🤖 AI Summary
Existing methods for reconstructing the geometry, appearance, and physical properties of non-rigid objects from monocular videos rely on time-consuming per-scene optimization or manual annotations, limiting their practicality and generalization. This work proposes the first self-supervised feed-forward framework that jointly estimates physical parameters and performs 3D Gaussian splatting reconstruction via a dual-branch network. Using only a single monocular video, the method simultaneously recovers geometry, appearance, and physical attributes without requiring ground-truth physics labels. By integrating differentiable rendering with self-supervised training, it achieves state-of-the-art performance on large-scale synthetic data: future-frame prediction PSNR reaches 21.64 (versus 13.27 for prior SOTA), Chamfer Distance drops to 0.004 (from 0.349), and inference time is under one second—dramatically improving both efficiency and generalization compared to optimization-based approaches that take hours.
📝 Abstract
Reconstructing non-rigid objects with physical plausibility remains a significant challenge. Existing approaches leverage differentiable rendering for per-scene optimization, recovering geometry and dynamics but requiring expensive tuning or manual annotation, which limits practicality and generalizability. To address this, we propose ReconPhys, the first feedforward framework that jointly learns physical attribute estimation and 3D Gaussian Splatting reconstruction from a single monocular video. Our method employs a dual-branch architecture trained via a self-supervised strategy, eliminating the need for ground-truth physics labels. Given a video sequence, ReconPhys simultaneously infers geometry, appearance, and physical attributes.
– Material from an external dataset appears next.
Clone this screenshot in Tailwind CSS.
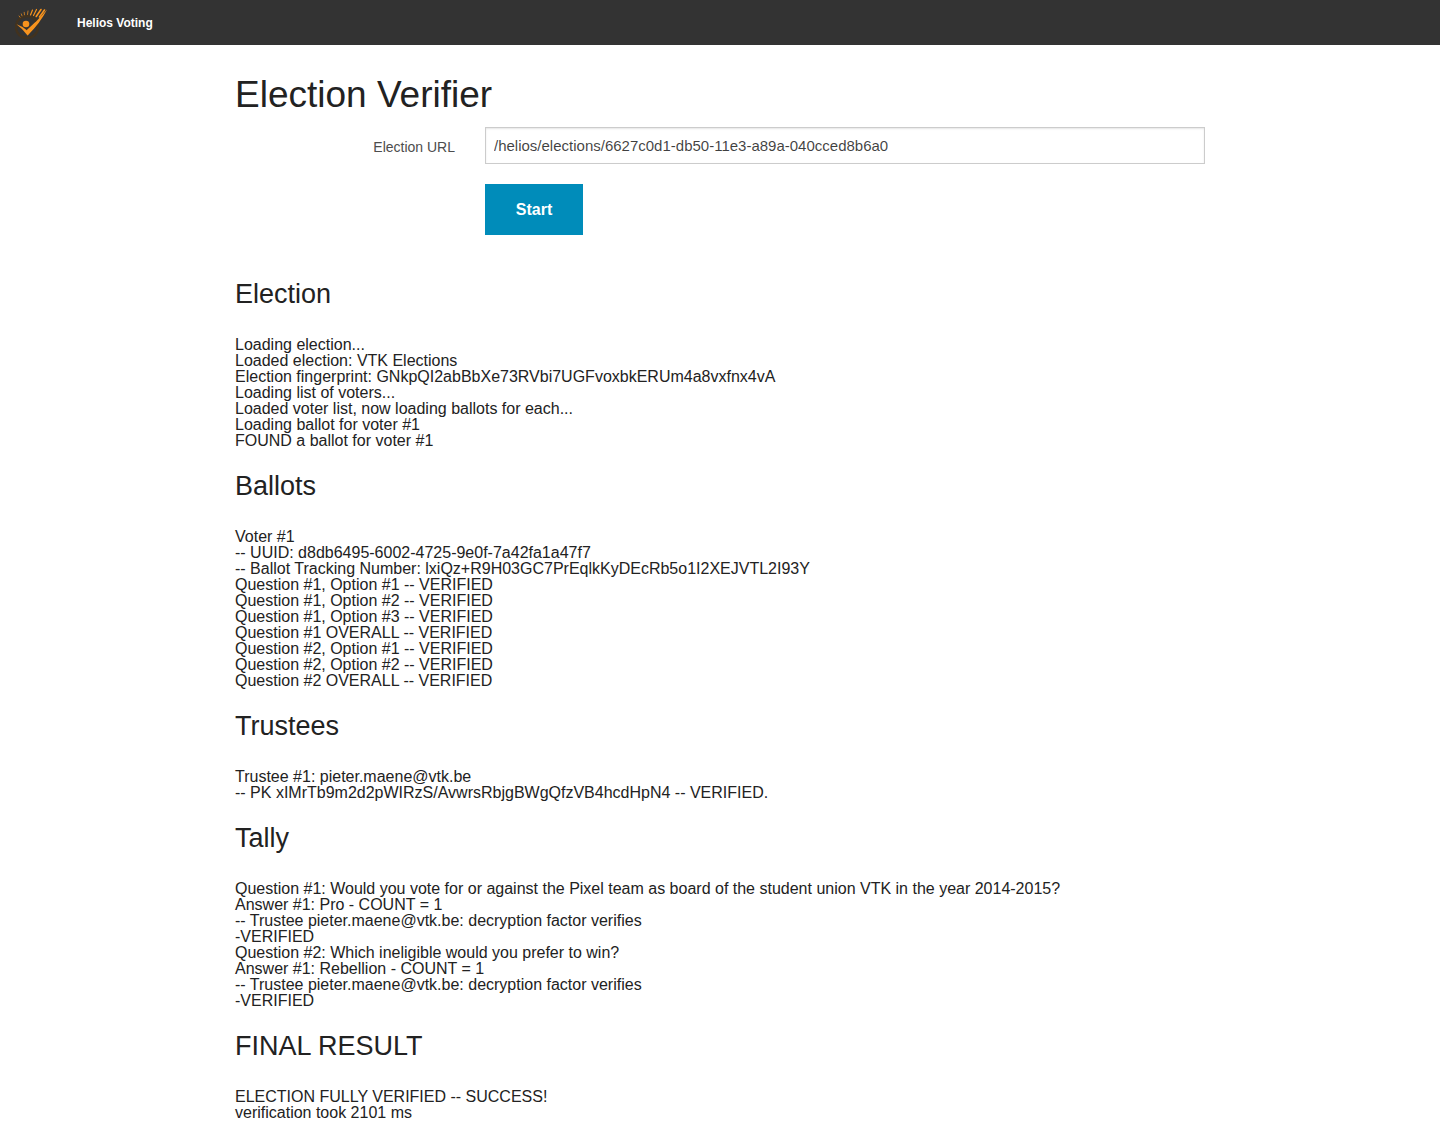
<!DOCTYPE html>
<html lang="en">
<head>
<meta charset="utf-8">
<meta name="viewport" content="width=device-width, initial-scale=1">
<title>Election Verifier</title>
<script src="https://cdn.jsdelivr.net/npm/@tailwindcss/browser@4"></script>
</head>
<body class="bg-white font-['Liberation_Sans',Arial,sans-serif] text-base text-[#222]">
<nav class="flex h-[45px] items-center bg-[#333]">
  <a href="#" aria-label="Helios" class="ml-[15px] h-[38px] w-[34px]">
    <svg class="h-[38px] w-[34px]" viewBox="0 0 34 38">
      <circle cx="12" cy="23" r="11" fill="none" stroke="#41321f" stroke-width="2.5"/>
      <circle cx="11" cy="20" r="3.3" fill="#f7931e"/>
      <path fill="#f7931e" d="M1.5 20.2Q7 22 11.8 26.2Q20 19.5 32 5.5Q25 19.5 12.5 31.5Q7.5 24.500 1.500 20.200Z"/>
      <path fill="#f7931e" d="M12 26L20 18.500L24 17.500L12.500 31.500Z"/>
      <g stroke="#f7931e" stroke-linecap="round" fill="none">
        <path stroke-width="1.6" d="M21.2 12.5L26 5.5M24.5 13L29.5 6"/>
        <path stroke-width="1.2" d="M18.5 11.5L21.5 5.5M15.5 11L17.5 6"/>
        <path stroke-width=".7" d="M12.5 10.5L13 7M9.5 10.8L9.2 8.3M7 11.8L6.3 9.9M5 13.2L4.1 12"/>
      </g>
    </svg>
  </a>
  <a href="#" class="ml-7 text-xs font-bold text-white">Helios Voting</a>
</nav>
<main class="mx-auto max-w-[1000px] px-[15px] pt-6 pb-5">
  <h1 class="mb-[6px] text-[37px] leading-[52px]">Election Verifier</h1>
  <form onsubmit="return false">
    <div class="grid grid-cols-[220px_1fr] gap-x-[30px] gap-y-5">
      <label for="url" class="pt-[10px] text-right text-sm text-[#4d4d4d]">Election URL</label>
      <input id="url" type="text" value="/helios/elections/6627c0d1-db50-11e3-a89a-040cced8b6a0" class="h-[37px] w-full border border-[#ccc] px-2 text-[15px] text-black/75 shadow-[inset_0_1px_2px_rgba(0,0,0,0.1)]">
      <button type="submit" class="col-start-2 h-[51px] w-[98px] bg-[#008cba] text-base font-bold text-white">Start</button>
    </div>
  </form>
  <section class="mt-10">
    <h2 class="mb-6 text-[27px] leading-[38px]">Election</h2>
    <div class="leading-4">
      <p>Loading election...</p>
      <p>Loaded election: VTK Elections</p>
      <p>Election fingerprint: GNkpQI2abBbXe73RVbi7UGFvoxbkERUm4a8vxfnx4vA</p>
      <p>Loading list of voters...</p>
      <p>Loaded voter list, now loading ballots for each...</p>
      <p>Loading ballot for voter #1</p>
      <p>FOUND a ballot for voter #1</p>
    </div>
  </section>
  <section class="mt-[18px]">
    <h2 class="mb-6 text-[27px] leading-[38px]">Ballots</h2>
    <div class="leading-4">
      <p>Voter #1</p>
      <p>-- UUID: d8db6495-6002-4725-9e0f-7a42fa1a47f7</p>
      <p>-- Ballot Tracking Number: lxiQz+R9H03GC7PrEqlkKyDEcRb5o1I2XEJVTL2I93Y</p>
      <p>Question #1, Option #1 -- VERIFIED</p>
      <p>Question #1, Option #2 -- VERIFIED</p>
      <p>Question #1, Option #3 -- VERIFIED</p>
      <p>Question #1 OVERALL -- VERIFIED</p>
      <p>Question #2, Option #1 -- VERIFIED</p>
      <p>Question #2, Option #2 -- VERIFIED</p>
      <p>Question #2 OVERALL -- VERIFIED</p>
    </div>
  </section>
  <section class="mt-[18px]">
    <h2 class="mb-6 text-[27px] leading-[38px]">Trustees</h2>
    <div class="leading-4">
      <p>Trustee #1: pieter.maene@vtk.be</p>
      <p>-- PK xIMrTb9m2d2pWIRzS/AvwrsRbjgBWgQfzVB4hcdHpN4 -- VERIFIED.</p>
    </div>
  </section>
  <section class="mt-[18px]">
    <h2 class="mb-6 text-[27px] leading-[38px]">Tally</h2>
    <div class="leading-4">
      <p>Question #1: Would you vote for or against the Pixel team as board of the student union VTK in the year 2014-2015?</p>
      <p>Answer #1: Pro - COUNT = 1</p>
      <p>-- Trustee pieter.maene@vtk.be: decryption factor verifies</p>
      <p>-VERIFIED</p>
      <p>Question #2: Which ineligible would you prefer to win?</p>
      <p>Answer #1: Rebellion - COUNT = 1</p>
      <p>-- Trustee pieter.maene@vtk.be: decryption factor verifies</p>
      <p>-VERIFIED</p>
    </div>
  </section>
  <section class="mt-[18px]">
    <h2 class="mb-6 text-[27px] leading-[38px]">FINAL RESULT</h2>
    <div class="leading-4">
      <p>ELECTION FULLY VERIFIED -- SUCCESS!</p>
      <p>verification took 2101 ms</p>
    </div>
  </section>
</main>
</body>
</html>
Experiments on a large-scale synthetic dataset demonstrate superior performance: our method achieves 21.64 PSNR in future prediction compared to 13.27 by state-of-the-art optimization baselines, while reducing Chamfer Distance from 0.349 to 0.004. Crucially, ReconPhys enables fast inference (<1 second) versus hours required by existing methods, facilitating rapid generation of simulation-ready assets for robotics and graphics.